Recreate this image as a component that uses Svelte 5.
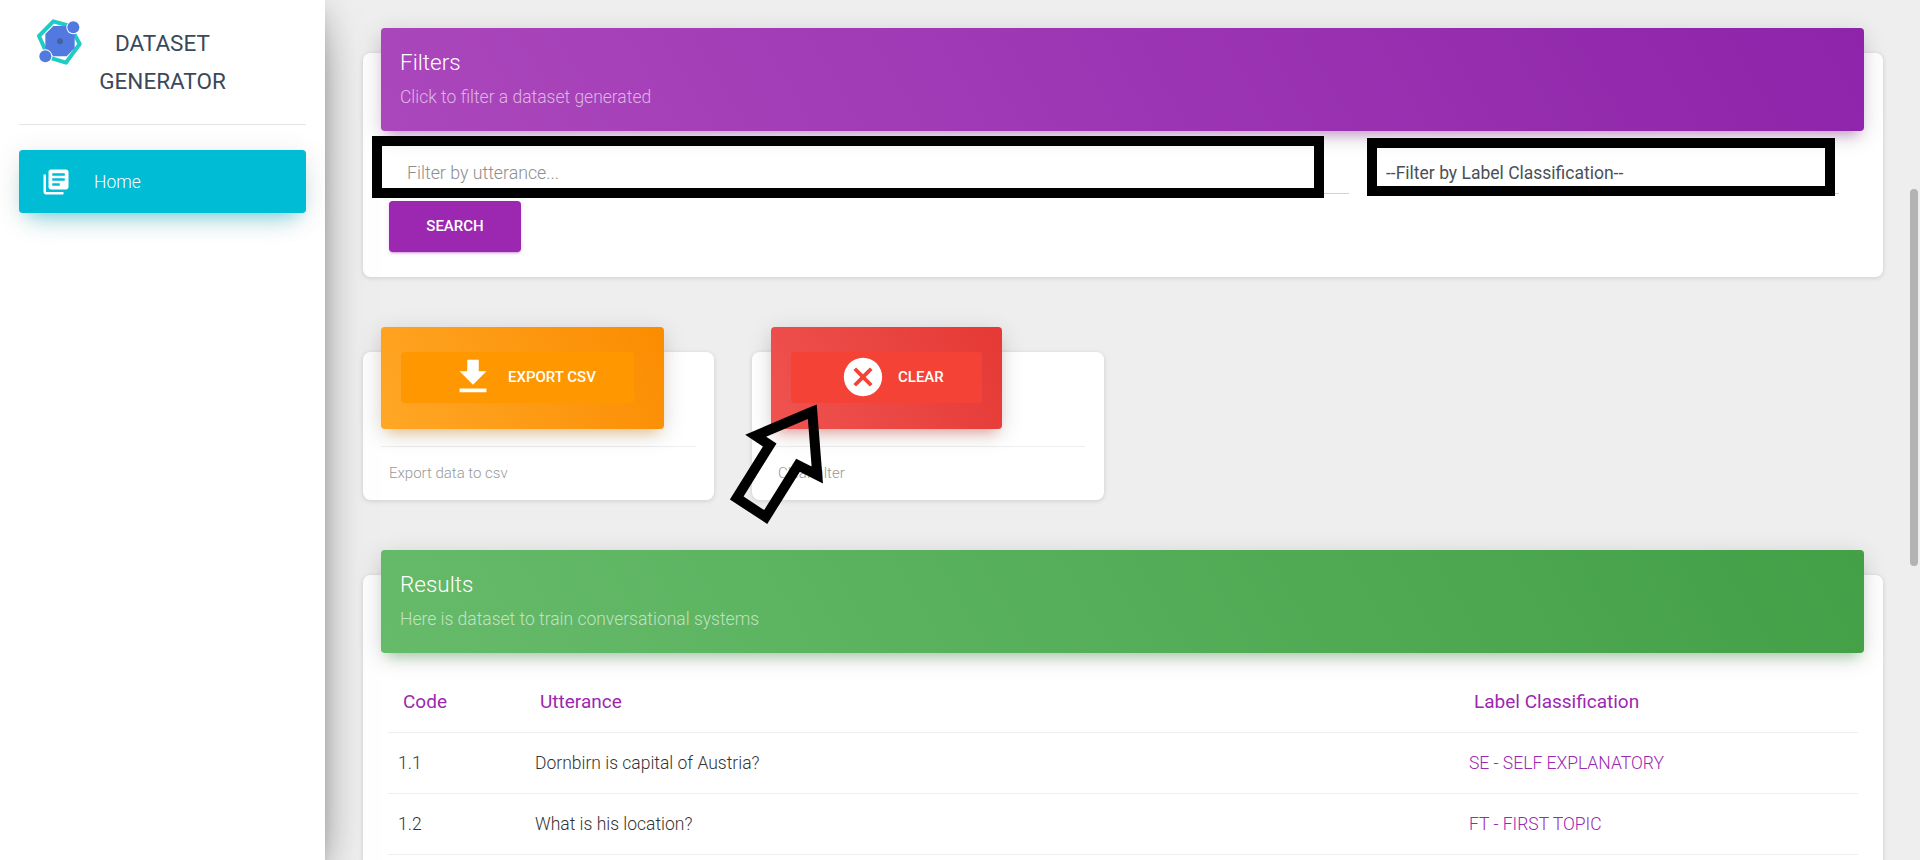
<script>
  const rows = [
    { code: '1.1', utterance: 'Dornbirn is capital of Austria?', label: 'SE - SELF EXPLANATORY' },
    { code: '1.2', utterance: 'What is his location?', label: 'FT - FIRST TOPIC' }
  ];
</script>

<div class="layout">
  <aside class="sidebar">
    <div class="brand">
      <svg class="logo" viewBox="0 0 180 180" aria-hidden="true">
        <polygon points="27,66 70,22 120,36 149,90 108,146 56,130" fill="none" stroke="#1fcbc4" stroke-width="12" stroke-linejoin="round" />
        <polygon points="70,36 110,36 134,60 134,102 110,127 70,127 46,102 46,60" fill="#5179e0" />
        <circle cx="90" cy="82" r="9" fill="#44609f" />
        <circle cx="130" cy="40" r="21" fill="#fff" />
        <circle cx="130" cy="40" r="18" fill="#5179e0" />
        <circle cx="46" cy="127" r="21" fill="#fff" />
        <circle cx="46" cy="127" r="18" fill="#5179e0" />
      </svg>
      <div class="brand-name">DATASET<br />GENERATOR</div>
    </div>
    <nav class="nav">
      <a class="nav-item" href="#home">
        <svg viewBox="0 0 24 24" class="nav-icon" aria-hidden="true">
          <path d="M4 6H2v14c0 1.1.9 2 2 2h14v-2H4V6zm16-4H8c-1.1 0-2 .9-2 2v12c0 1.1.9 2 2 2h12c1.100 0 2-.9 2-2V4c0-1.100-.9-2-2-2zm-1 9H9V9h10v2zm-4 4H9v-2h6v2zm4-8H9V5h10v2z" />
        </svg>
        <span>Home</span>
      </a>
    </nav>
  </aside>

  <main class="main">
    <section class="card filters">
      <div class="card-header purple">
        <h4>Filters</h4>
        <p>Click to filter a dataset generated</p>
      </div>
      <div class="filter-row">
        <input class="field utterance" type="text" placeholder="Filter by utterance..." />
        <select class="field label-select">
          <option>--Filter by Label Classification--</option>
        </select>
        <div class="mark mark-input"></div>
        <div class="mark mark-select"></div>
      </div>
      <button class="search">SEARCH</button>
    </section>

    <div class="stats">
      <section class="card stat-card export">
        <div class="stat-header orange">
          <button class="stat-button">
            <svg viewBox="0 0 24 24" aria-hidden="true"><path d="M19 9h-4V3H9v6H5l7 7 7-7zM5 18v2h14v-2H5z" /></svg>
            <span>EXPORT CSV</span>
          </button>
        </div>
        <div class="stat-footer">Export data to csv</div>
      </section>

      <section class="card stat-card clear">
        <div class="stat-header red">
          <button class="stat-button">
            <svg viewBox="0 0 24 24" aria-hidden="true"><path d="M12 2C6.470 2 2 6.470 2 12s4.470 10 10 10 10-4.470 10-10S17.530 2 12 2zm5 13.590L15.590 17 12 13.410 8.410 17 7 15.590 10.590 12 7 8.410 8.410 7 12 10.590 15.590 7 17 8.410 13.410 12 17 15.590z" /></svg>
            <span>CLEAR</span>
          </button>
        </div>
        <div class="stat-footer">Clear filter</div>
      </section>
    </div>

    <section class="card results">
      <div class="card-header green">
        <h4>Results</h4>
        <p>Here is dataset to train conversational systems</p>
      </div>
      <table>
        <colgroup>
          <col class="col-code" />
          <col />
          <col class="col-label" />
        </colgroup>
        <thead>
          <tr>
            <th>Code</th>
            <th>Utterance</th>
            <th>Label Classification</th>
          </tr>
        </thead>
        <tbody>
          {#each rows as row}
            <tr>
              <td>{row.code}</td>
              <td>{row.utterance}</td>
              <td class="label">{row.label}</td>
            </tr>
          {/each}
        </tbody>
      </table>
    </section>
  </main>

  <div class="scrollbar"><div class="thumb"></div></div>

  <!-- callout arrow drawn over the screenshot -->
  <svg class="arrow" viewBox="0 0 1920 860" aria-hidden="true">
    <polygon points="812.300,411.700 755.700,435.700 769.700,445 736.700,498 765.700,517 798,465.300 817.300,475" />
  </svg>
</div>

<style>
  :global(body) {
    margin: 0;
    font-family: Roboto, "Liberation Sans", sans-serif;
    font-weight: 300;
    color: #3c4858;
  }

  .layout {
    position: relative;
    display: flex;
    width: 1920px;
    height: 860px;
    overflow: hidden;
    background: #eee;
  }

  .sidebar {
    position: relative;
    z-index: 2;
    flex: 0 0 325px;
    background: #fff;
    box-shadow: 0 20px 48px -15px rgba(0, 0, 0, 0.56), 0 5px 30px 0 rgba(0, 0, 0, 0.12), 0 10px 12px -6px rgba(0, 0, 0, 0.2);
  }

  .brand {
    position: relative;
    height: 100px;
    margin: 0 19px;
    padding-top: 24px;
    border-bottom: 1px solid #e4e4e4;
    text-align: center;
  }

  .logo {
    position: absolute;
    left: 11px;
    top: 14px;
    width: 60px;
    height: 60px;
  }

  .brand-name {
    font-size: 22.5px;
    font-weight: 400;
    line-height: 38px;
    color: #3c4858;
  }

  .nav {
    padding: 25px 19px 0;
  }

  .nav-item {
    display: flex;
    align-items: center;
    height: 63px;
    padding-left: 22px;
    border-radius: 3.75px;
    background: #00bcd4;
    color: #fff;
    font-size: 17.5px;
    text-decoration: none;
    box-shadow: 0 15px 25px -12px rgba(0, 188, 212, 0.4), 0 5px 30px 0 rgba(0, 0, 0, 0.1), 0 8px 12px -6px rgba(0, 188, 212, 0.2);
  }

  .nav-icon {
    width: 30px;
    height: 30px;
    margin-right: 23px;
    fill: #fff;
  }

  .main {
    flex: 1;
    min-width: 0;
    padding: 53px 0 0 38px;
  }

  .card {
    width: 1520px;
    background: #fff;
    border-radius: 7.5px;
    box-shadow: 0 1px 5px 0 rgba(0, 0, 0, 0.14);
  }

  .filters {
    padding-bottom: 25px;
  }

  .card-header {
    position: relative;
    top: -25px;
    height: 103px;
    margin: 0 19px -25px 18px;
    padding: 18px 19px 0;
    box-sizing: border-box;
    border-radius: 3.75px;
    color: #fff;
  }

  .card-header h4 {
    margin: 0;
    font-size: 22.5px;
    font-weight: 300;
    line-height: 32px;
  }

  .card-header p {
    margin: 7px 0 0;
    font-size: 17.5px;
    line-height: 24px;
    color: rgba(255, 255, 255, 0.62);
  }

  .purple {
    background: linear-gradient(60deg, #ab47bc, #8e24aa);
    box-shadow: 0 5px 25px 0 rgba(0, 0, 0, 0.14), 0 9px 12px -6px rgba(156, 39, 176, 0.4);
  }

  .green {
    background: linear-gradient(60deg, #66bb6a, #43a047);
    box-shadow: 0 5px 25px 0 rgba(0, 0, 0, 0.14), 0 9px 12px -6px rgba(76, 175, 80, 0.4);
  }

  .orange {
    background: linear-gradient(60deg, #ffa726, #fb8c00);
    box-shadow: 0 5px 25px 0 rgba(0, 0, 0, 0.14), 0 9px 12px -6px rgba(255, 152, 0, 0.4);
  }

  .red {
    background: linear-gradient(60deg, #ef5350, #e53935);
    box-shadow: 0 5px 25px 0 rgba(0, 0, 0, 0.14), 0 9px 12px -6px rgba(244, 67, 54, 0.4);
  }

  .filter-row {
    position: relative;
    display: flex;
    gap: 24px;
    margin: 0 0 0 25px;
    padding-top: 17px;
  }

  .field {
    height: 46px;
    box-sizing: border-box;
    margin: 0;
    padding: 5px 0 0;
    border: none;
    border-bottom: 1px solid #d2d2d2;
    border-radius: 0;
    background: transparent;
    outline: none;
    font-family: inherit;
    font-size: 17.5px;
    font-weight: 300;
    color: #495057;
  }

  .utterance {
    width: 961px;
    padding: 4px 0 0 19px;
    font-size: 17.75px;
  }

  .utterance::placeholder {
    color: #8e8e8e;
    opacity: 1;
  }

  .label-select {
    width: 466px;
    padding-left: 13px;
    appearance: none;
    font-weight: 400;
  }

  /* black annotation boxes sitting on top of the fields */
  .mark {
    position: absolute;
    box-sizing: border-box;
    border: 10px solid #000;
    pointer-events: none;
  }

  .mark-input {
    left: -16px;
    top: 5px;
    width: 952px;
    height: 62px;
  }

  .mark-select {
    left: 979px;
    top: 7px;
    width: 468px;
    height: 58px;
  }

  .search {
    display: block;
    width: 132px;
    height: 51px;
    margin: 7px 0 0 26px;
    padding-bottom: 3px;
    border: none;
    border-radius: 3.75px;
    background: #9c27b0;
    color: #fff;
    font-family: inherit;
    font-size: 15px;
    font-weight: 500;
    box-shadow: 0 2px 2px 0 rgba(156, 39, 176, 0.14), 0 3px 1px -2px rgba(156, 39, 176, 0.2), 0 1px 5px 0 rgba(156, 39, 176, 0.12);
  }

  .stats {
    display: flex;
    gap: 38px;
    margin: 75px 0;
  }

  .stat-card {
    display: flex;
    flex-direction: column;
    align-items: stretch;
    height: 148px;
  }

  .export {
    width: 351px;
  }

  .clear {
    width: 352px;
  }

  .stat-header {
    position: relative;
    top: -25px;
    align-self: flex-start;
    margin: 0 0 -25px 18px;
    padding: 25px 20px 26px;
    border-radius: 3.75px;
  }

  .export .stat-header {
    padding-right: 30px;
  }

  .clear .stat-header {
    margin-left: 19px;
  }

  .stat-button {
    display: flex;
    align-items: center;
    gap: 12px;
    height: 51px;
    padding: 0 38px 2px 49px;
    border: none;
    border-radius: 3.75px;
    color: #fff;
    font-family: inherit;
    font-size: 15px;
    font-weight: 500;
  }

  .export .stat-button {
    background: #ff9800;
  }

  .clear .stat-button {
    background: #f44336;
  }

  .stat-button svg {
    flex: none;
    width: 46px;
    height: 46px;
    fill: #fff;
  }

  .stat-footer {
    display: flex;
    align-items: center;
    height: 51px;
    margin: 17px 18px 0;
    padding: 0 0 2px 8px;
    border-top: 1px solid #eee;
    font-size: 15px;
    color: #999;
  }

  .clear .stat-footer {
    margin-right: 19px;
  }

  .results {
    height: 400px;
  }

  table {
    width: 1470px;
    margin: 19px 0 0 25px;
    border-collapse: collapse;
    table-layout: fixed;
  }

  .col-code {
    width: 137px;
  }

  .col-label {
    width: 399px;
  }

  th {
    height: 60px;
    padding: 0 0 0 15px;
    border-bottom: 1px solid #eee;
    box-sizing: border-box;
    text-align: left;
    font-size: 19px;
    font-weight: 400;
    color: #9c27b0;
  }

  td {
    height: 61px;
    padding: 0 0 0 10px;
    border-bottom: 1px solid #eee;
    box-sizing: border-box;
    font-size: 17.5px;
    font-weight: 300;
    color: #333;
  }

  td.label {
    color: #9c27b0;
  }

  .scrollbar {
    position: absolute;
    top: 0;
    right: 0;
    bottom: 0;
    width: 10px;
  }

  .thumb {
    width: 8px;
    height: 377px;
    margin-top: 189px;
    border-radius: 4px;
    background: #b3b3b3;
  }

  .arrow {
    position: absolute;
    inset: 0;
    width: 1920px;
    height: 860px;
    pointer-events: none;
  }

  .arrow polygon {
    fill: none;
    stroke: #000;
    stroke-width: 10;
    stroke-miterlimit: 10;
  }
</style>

- - - - -

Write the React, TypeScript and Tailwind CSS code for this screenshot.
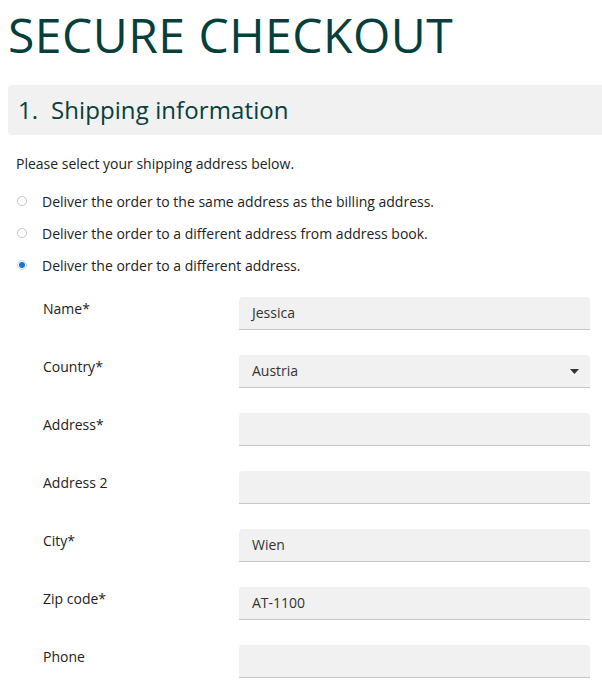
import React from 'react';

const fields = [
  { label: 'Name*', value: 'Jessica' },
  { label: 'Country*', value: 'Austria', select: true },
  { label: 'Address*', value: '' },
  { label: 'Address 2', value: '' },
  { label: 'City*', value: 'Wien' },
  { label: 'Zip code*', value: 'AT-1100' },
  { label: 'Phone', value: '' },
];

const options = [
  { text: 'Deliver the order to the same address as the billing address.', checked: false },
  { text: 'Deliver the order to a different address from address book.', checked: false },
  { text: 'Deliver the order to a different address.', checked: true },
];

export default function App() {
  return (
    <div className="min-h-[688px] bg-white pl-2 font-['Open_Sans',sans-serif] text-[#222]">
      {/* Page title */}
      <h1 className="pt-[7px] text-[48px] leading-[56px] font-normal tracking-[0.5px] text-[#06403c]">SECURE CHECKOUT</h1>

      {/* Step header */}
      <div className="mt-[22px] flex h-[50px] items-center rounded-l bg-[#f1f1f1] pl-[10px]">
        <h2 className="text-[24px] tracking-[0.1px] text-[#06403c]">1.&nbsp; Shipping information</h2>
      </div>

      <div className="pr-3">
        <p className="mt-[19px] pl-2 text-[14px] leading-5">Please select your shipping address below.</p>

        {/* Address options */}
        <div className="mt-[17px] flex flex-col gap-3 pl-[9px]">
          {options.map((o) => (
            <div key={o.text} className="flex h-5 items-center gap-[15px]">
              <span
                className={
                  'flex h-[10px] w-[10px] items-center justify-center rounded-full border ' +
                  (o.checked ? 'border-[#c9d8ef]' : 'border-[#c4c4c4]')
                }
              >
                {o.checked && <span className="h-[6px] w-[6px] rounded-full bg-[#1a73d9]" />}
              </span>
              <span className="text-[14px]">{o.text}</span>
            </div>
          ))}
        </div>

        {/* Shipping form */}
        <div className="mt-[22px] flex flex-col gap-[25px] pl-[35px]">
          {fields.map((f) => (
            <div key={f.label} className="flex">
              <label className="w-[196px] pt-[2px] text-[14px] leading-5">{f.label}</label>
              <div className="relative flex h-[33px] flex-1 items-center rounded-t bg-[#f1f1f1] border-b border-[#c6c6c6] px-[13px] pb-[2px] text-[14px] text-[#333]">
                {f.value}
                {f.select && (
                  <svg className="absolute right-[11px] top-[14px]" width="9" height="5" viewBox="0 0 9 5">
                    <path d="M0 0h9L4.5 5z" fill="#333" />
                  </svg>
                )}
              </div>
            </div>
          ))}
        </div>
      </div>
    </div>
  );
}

- - - - -

PROBLEM REQUIREMENTS: Print exactly what appears from the line holding "Write the React, TypeScript" down to the line holding "import React from 'react';", both ends kept, leaving out the pictures.

THE REPLY:
Write the React, TypeScript and Tailwind CSS code for this screenshot.
import React from 'react';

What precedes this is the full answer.